Torpedoes - needed an overhaul too, we have always used a fairly standard Torpedo track system with mdf strips representing the area again set of Torpedoes acted in one turn. But in a game of this size I didn't want all the inherent clutter that goes with a system like that. Let's face it very few ships were hit by Torpedoes in the actual battle so any system shouldn't take up that much time.

In the end we went for a "virtual" system, so you declare which group of ships (all single ship firing banned !) is firing at which group of ships. Measure the distance and each 5" is a turn so you can calculate which turn the torpedoes will arrive, the effectiveness reduces each turn and it's just a simple die roll to hit on the turn of arrival.


But my reading would suggest that the fear of Torpedoes out weighed their actual effect so I added in the ability for ships to turn away from a Torpedo attack. Depending on range if the target group turns away it can ignore the attack, however it is then forced into moving away from the threat for a number of turns. The system still needs a bit of a tweak but I think the basics are sound.

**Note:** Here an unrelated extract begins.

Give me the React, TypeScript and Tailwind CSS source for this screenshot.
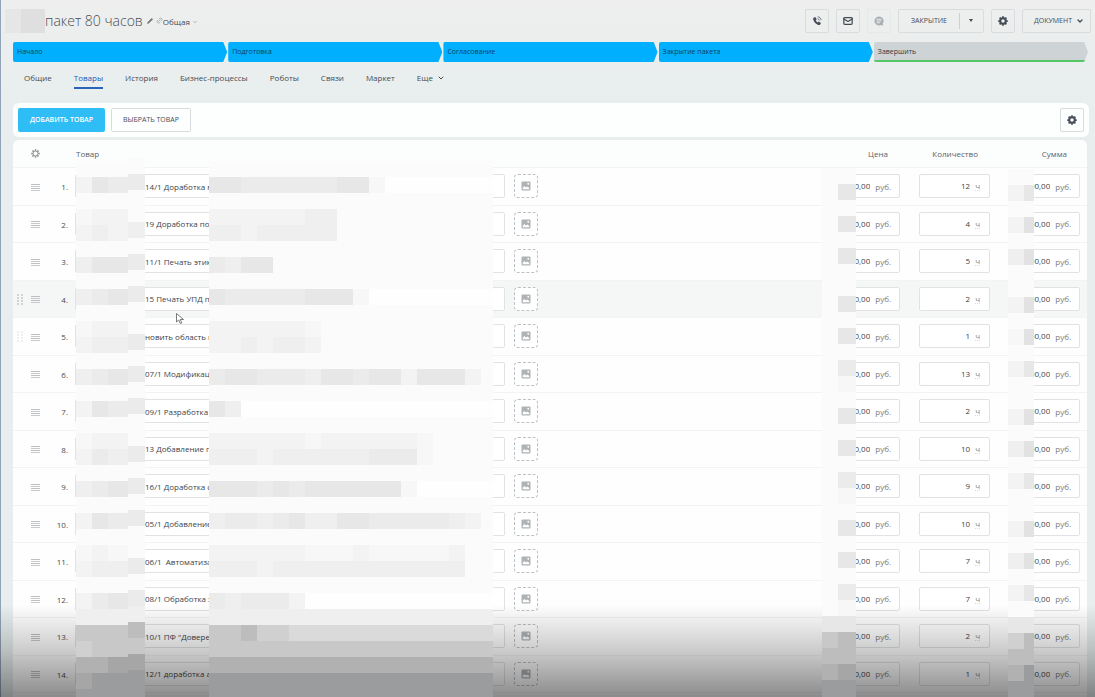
import clsx from "clsx";
import { ChevronDown, Link2, Mail, Pencil } from "lucide-react";

const stages = ["Начало", "Подготовка", "Согласование", "Закрытие пакета"];

const tabs = ["Общие", "Товары", "История", "Бизнес-процессы", "Роботы", "Связи", "Маркет"];

const products = [
  { name: "14/1 Доработка м", qty: 12 },
  { name: "19 Доработка по", qty: 4 },
  { name: "11/1 Печать этик", qty: 5 },
  { name: "15 Печать УПД п", qty: 2 },
  { name: "новить область п", qty: 1 },
  { name: "07/1 Модификац", qty: 13 },
  { name: "09/1 Разработка", qty: 2 },
  { name: "13 Добавление п", qty: 10 },
  { name: "16/1 Доработка с", qty: 9 },
  { name: "05/1 Добавление", qty: 10 },
  { name: "06/1  Автоматиза", qty: 7 },
  { name: "08/1 Обработка з", qty: 7 },
  { name: '10/1 ПФ "Довере', qty: 2 },
  { name: "12/1 доработка а", qty: 1 },
];

// One letter per mosaic tile, from light to dark
const shades: Record<string, string> = {
  w: "bg-[#fefefe]",
  ".": "bg-[#fbfbfb]",
  a: "bg-[#f7f7f7]",
  b: "bg-[#f3f3f3]",
  c: "bg-[#efefef]",
  d: "bg-[#ebebeb]",
  e: "bg-[#e7e7e7]",
  f: "bg-[#e2e2e2]",
  g: "bg-[#dadada]",
  h: "bg-[#d0d0d0]",
  i: "bg-[#c8c8c8]",
  j: "bg-[#bdbdbd]",
  k: "bg-[#b1b1b1]",
  l: "bg-[#a6a6a6]",
  m: "bg-[#9b9c9d]",
};

const nameTiles = [
  "..................",
  "eeddddddeeawwwwwww",
  "..................",
  "bbbbbbcc..........",
  "ccbccccc..........",
  "..................",
  "dcee..............",
  "..................",
  "edddddeeeawwwwwwww",
  "..................",
  "bbbbbba...........",
  "bbcbccb...........",
  "..................",
  "deedddceedeebeeeb.",
  "..................",
  "ecwwwwwwwwwwwwwwww",
  "..................",
  "bbbbbbabbbbbba....",
  "cccbccccccddda....",
  "..................",
  "eeededeeeeeeawwwww",
  "..................",
  "cddcdecceedddddcb.",
  "..................",
  "bbbbbbaaabaaaaab..",
  "cccbcccccccccccc..",
  "..................",
  "dcdddbwwwwwwwwwwww",
  "cccccccccccccccccc",
  "iijhhggggggggggggg",
  "iiiiiiiiiiiiiiiiii",
  "kkkkkkkkkkkkkkkkkk",
  "mmmmmmmmmmmmmmmmmm",
  "mmmmmmmmmmmmmmmmmm",
];

const prefixTiles = [
  "...", "bed", "...", "abb", "bcb", "...", "cee", "...", "cde", "...", "abb", "bcc",
  "...", "cde", "...", "bed", "...", "abb", "bdc", "...", "cde", "...", "bed", "...",
  "aba", "bcc", "...", "bde", "ccc", "iii", "hii", "kkl", "lmm", "mmm",
];

const numberTiles = [
  ".", "d", ".", ".", "c", ".", "d", ".", "d", ".", ".", "d", ".", "d", ".", "d", ".",
  ".", "d", ".", "d", ".", "d", ".", ".", "d", ".", "d", "c", "j", "i", "l", "m", "m",
];

const priceTiles = [
  "..", ".e", "..", ".e", "..", ".e", "..", "..", ".e", "..", ".e", "..", ".d", ".a",
  "..", ".e", "..", ".e", "..", ".d", ".a", "..", ".e", "..", ".e", "..", ".d", ".a",
  "ee", "ij", "jj", "kl", "mm", "mm",
];

const sumTiles = [
  "..", "be", "..", "bf", "..", "cf", "..", "..", "bf", "..", "af", "..", "be", "..",
  "..", "bf", "..", "cf", "..", "be", "..", "..", "bf", "..", "cf", "..", "be", "..",
  "ee", "hj", "jj", "km", "mm", "mm",
];

function Mosaic({ rows, className }: { rows: string[]; className: string }) {
  return (
    <div aria-hidden className={clsx("absolute bottom-0 z-20 overflow-hidden", className)}>
      {rows.map((row, i) => (
        <div key={i} className="flex h-4">
          {row.split("").map((tile, j) => (
            <span key={j} className={clsx("h-4 w-4 shrink-0 last:flex-1", shades[tile])} />
          ))}
        </div>
      ))}
    </div>
  );
}

function IconButton({
  label,
  muted,
  children,
}: {
  label: string;
  muted?: boolean;
  children: React.ReactNode;
}) {
  return (
    <button
      type="button"
      aria-label={label}
      className={clsx(
        "flex h-6 w-6 items-center justify-center rounded-xs border",
        muted ? "border-[#e5e8e9] text-[#a9aeb3]" : "border-[#d8dcde] text-[#454d57]",
      )}
    >
      {children}
    </button>
  );
}

function GearIcon({ size, thickness }: { size: number; thickness: number }) {
  return (
    <svg width={size} height={size} viewBox="0 0 20 20" fill="none" stroke="currentColor">
      <circle cx="10" cy="10" r="5.500" strokeWidth={thickness} />
      {[0, 45, 90, 135, 180, 225, 270, 315].map((angle) => (
        <path key={angle} d="M10 .5v3.500" strokeWidth="3.500" transform={`rotate(${angle} 10 10)`} />
      ))}
    </svg>
  );
}

function PhoneIcon() {
  return (
    <svg width="10" height="10" viewBox="0 0 20 20" fill="none">
      <path
        d="M3 3.500 6.500 2l3 4.500-2 2.200c.7 1.800 2 3.200 3.900 4.100l2.200-1.900 4.200 3.200-1.700 3.400c-1 .8-3.300.7-5.600-.5C6.500 14.900 3.600 11.200 2.600 7.500 2.200 5.700 2.300 4.300 3 3.500Z"
        fill="currentColor"
      />
      <path d="M11 5.500c2 .3 3.300 1.600 3.500 3.600M11.500 1.500c3.800.4 6.400 3 6.800 6.800" stroke="currentColor" strokeWidth="1.500" />
    </svg>
  );
}

function ChatIcon() {
  return (
    <svg width="10" height="10" viewBox="0 0 20 20">
      <path d="M10 1a9 9 0 1 0 4 17l4.500 1-1-4A9 9 0 0 0 10 1Z" fill="currentColor" />
      <path d="M5 6.500h10M5 10h10M5 13.500h7" stroke="#edf0f1" strokeWidth="1.800" />
    </svg>
  );
}

function PictureIcon() {
  return (
    <svg width="10" height="10" viewBox="0 0 20 20">
      <rect x="1" y="1" width="18" height="18" rx="2" fill="#aeb3b6" />
      <circle cx="14.500" cy="5.500" r="1.800" fill="#fff" />
      <path d="M3.500 16.500v-3l3.500-3.500 3 3 3-2 3.500 3v2.500Z" fill="#fff" />
    </svg>
  );
}

function MenuLines() {
  return (
    <span className="flex flex-col gap-px">
      <i className="h-px w-[9px] bg-[#bcc0c3]" />
      <i className="h-px w-[9px] bg-[#c6cacc]" />
      <i className="h-px w-[9px] bg-[#bcc0c3]" />
      <i className="h-px w-[9px] bg-[#c6cacc]" />
    </span>
  );
}

function DragDots() {
  return (
    <svg width="6" height="12" viewBox="0 0 6 12" fill="#d0d4d6">
      {[0, 3, 6, 9].map((y) => (
        <g key={y}>
          <rect x="0" y={y} width="2" height="2" />
          <rect x="4" y={y} width="2" height="2" />
        </g>
      ))}
    </svg>
  );
}

function MoneyField({ label, className }: { label: string; className: string }) {
  return (
    <div
      className={clsx(
        "ml-auto flex h-6 items-center gap-[5px] rounded-xs border border-[#e0e3e4] bg-white pr-2",
        className,
      )}
    >
      <input
        aria-label={label}
        defaultValue="00,00"
        className="w-full min-w-0 flex-1 bg-transparent text-right text-[#3e4349] outline-none"
      />
      <span className="pt-px text-[#757b80]">руб.</span>
    </div>
  );
}

export default function App() {
  return (
    <div className="flex min-h-screen flex-col border-l border-[#93a3b8] bg-linear-to-b from-[#eeeeee] to-[#e8eeee] to-[104px] font-['Open_Sans','Noto_Sans',sans-serif] text-[8px] leading-3 text-[#464c52]">
      <header className="flex h-[42px] items-center justify-between pr-1 pb-px pl-1">
        <div className="flex items-center">
          <div aria-hidden className="flex h-6 w-10">
            <span className="w-4 bg-[#e6e6e6]" />
            <span className="flex-1 bg-[#dfdfdf]" />
          </div>
          <h1 className="text-[14px] leading-5 font-light text-[#4a4f54]">пакет 80 часов</h1>
          <Pencil size={6} className="ml-1 fill-current text-[#70767b]" />
          <Link2 size={7} className="ml-[3px] -rotate-45 text-[#8b9196]" />
          <button type="button" className="flex items-center gap-[2px] pt-[2px]">
            Общая
            <ChevronDown size={6} className="text-[#80868b]" />
          </button>
        </div>

        <div className="flex gap-[7px] text-[7px]">
          <IconButton label="Позвонить">
            <PhoneIcon />
          </IconButton>
          <IconButton label="Написать">
            <Mail size={10} strokeWidth={3} />
          </IconButton>
          <IconButton label="Чат" muted>
            <ChatIcon />
          </IconButton>
          <div className="flex h-6 items-center rounded-xs border border-[#d8dcde] text-[#454d57]">
            <button type="button" className="w-[60px] text-center uppercase">
              Закрытие
            </button>
            <button
              type="button"
              aria-label="Другие действия"
              className="flex h-4 w-6 items-center justify-center border-l border-[#cbd0d3]"
            >
              <svg width="4" height="3" viewBox="0 0 4 3">
                <path d="M0 0h4L2 3Z" fill="currentColor" />
              </svg>
            </button>
          </div>
          <IconButton label="Настройки">
            <GearIcon size={10} thickness={4} />
          </IconButton>
          <button
            type="button"
            className="flex h-6 items-center gap-1 rounded-xs border border-[#d8dcde] pr-[6px] pl-[11px] text-[#454d57] uppercase"
          >
            Документ
            <ChevronDown size={8} strokeWidth={4} />
          </button>
        </div>
      </header>

      {/* Deal stages */}
      <div className="flex gap-px pr-[7px] pl-3">
        {stages.map((stage) => (
          <button
            key={stage}
            type="button"
            className="h-5 flex-1 rounded-l-xs bg-[#00b0ff] pl-1 text-left text-[7px] text-[#0c3d5e] [clip-path:polygon(0_0,calc(100%-4px)_0,100%_50%,calc(100%-4px)_100%,0_100%)]"
          >
            {stage}
          </button>
        ))}
        <button
          type="button"
          className="h-5 flex-1 rounded-l-xs border-b-2 border-[#55c766] bg-[#ced3d5] pt-[2px] pl-1 text-left text-[7px] text-[#33393f] [clip-path:polygon(0_0,calc(100%-4px)_0,100%_50%,calc(100%-4px)_100%,0_100%)]"
        >
          Завершить
        </button>
      </div>

      <nav className="flex h-[41px] items-start gap-[22px] pt-2 pl-[23px]">
        {tabs.map((tab) => (
          <a
            key={tab}
            href="#"
            className={clsx(
              "h-[19px] border-b-2 pt-[2px]",
              tab === "Товары" ? "border-[#2a63b8] font-medium text-[#1f57ae]" : "border-transparent",
            )}
          >
            {tab}
          </a>
        ))}
        <button type="button" className="flex items-center gap-1 pt-[2px]">
          Еще
          <ChevronDown size={8} strokeWidth={3} />
        </button>
      </nav>

      <div className="mr-[6px] ml-3 flex h-[34px] items-center gap-[6px] rounded-md bg-[#fdfefe] px-[5px]">
        <button
          type="button"
          className="h-6 w-[87px] rounded-xs bg-[#2fbdf5] text-[7px] font-semibold text-white uppercase"
        >
          Добавить товар
        </button>
        <button
          type="button"
          className="h-6 w-20 rounded-xs border border-[#d8dcde] text-[7px] text-[#454d57] uppercase"
        >
          Выбрать товар
        </button>
        <div className="ml-auto">
          <IconButton label="Настройки списка">
            <GearIcon size={10} thickness={4} />
          </IconButton>
        </div>
      </div>

      <main className="relative mt-[3px] mr-2 ml-3 flex-1 overflow-hidden rounded-t-md bg-[#fefefe]">
        <table className="w-full table-fixed border-collapse">
          <colgroup>
            <col className="w-[37px]" />
            <col className="w-[25px]" />
            <col />
            <col className="w-[97px]" />
            <col className="w-[90px]" />
            <col className="w-[88px]" />
          </colgroup>
          <thead>
            <tr className="h-[27px] border-b border-[#f2f4f4] bg-[#fcfdfd] text-[#5c6268]">
              <th className="p-0">
                <button type="button" aria-label="Настроить столбцы" className="block pl-[18px] text-[#858b90]">
                  <GearIcon size={9} thickness={2} />
                </button>
              </th>
              <th />
              <th className="p-0 pt-px pl-px text-left font-normal">Товар</th>
              <th className="pt-px pr-[21px] text-right font-normal">Цена</th>
              <th className="pt-px pr-[21px] text-right font-normal">Количество</th>
              <th className="pt-px pr-5 text-right font-normal">Сумма</th>
            </tr>
          </thead>
          <tbody>
            {products.map((product, i) => (
              <tr
                key={product.name}
                className={clsx(
                  "border-b border-[#f2f4f4] odd:h-[38px] even:h-[37px]",
                  i === 3 && "bg-[#f5f7f7]",
                )}
              >
                <td className="p-0">
                  <div className="flex items-center gap-2 pt-[2px] pl-1">
                    <span className={clsx("w-[6px]", i === 4 && "opacity-30", i !== 3 && i !== 4 && "opacity-0")}>
                      <DragDots />
                    </span>
                    <MenuLines />
                  </div>
                </td>
                <td className="p-0 pt-[2px] pr-[7px] text-right">{i + 1}.</td>
                <td className="p-0">
                  <div className="flex items-center gap-[9px]">
                    <input
                      aria-label={`Товар ${i + 1}`}
                      defaultValue={product.name}
                      className="h-6 w-[430px] rounded-xs border border-[#e0e3e4] bg-white pl-[69px] text-[#3e4349] outline-none"
                    />
                    <button
                      type="button"
                      aria-label={`Изображение товара ${i + 1}`}
                      className="flex h-6 w-6 items-center justify-center rounded-sm border border-dashed border-[#bbc0c3] bg-white"
                    >
                      <PictureIcon />
                    </button>
                  </div>
                </td>
                <td className="p-0 pr-[9px]">
                  <MoneyField label={`Цена ${i + 1}`} className="w-[78px]" />
                </td>
                <td className="p-0 pr-[9px]">
                  <div className="ml-auto flex h-6 w-[71px] items-center gap-[5px] rounded-xs border border-[#e0e3e4] bg-white pr-[9px]">
                    <input
                      aria-label={`Количество ${i + 1}`}
                      defaultValue={product.qty}
                      className="w-full min-w-0 flex-1 bg-transparent text-right text-[#3e4349] outline-none"
                    />
                    <span className="border-b border-dotted border-[#d6dadc] leading-[9px] text-[#80868b]">ч</span>
                  </div>
                </td>
                <td className="p-0 pr-[7px]">
                  <MoneyField label={`Сумма ${i + 1}`} className="w-[71px]" />
                </td>
              </tr>
            ))}
          </tbody>
        </table>

        {/* Hidden customer data */}
        <Mosaic rows={prefixTiles} className="top-[21px] left-[63px] w-[52px]" />
        <Mosaic rows={numberTiles} className="top-[18px] left-[115px] w-[17px]" />
        <Mosaic rows={nameTiles} className="top-[21px] left-[196px] w-[284px]" />
        <Mosaic rows={priceTiles} className="top-[28px] right-[231px] w-[34px]" />
        <Mosaic rows={sumTiles} className="top-[29px] right-[53px] w-[26px]" />

        {/* Pointer */}
        <svg className="absolute top-[173px] left-[163px] z-20" width="8" height="11" viewBox="0 0 16 22">
          <path
            d="M1 1v17l4.500-4 3 7 3-1.300-3-6.700H15Z"
            fill="#fff"
            stroke="#55595d"
            strokeWidth="1.600"
          />
        </svg>
      </main>

      {/* Player shade at the bottom of the window */}
      <div className="pointer-events-none fixed inset-x-0 bottom-0 z-10 h-[92px] bg-linear-to-b from-black/0 via-black/20 to-black/45" />
    </div>
  );
}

On the day we managed 8 turns of action, which with 5 players I was quite pleased with. 8 players and a quicker hit location system would get us up to the 12-14 turn area in a "show" day starting at 9.30 - 10 ending at 4pm with a lunch break. Running it as a game only with say a 6pm end, two days would definitely give a conclusion.

There were plenty of none critical hits, Warspite ended up retiring with her Rudder issues, we had a couple of turret losses but no ships sank. A glorious German Torpedo attack (glorious because it was me what did it) on the Invincible group failed due to some spectacularly bad dice.

At the engagement ranges the Dreadnoughts where struggling to do any serious damage against each other but as the British Ships slowly ranged in the extra numbers started to tell, the British decided to hide Lion and the remaining ships behind the main battle line which masked some shooting.

Really looking forward to giving the game another go with more players, watch this space.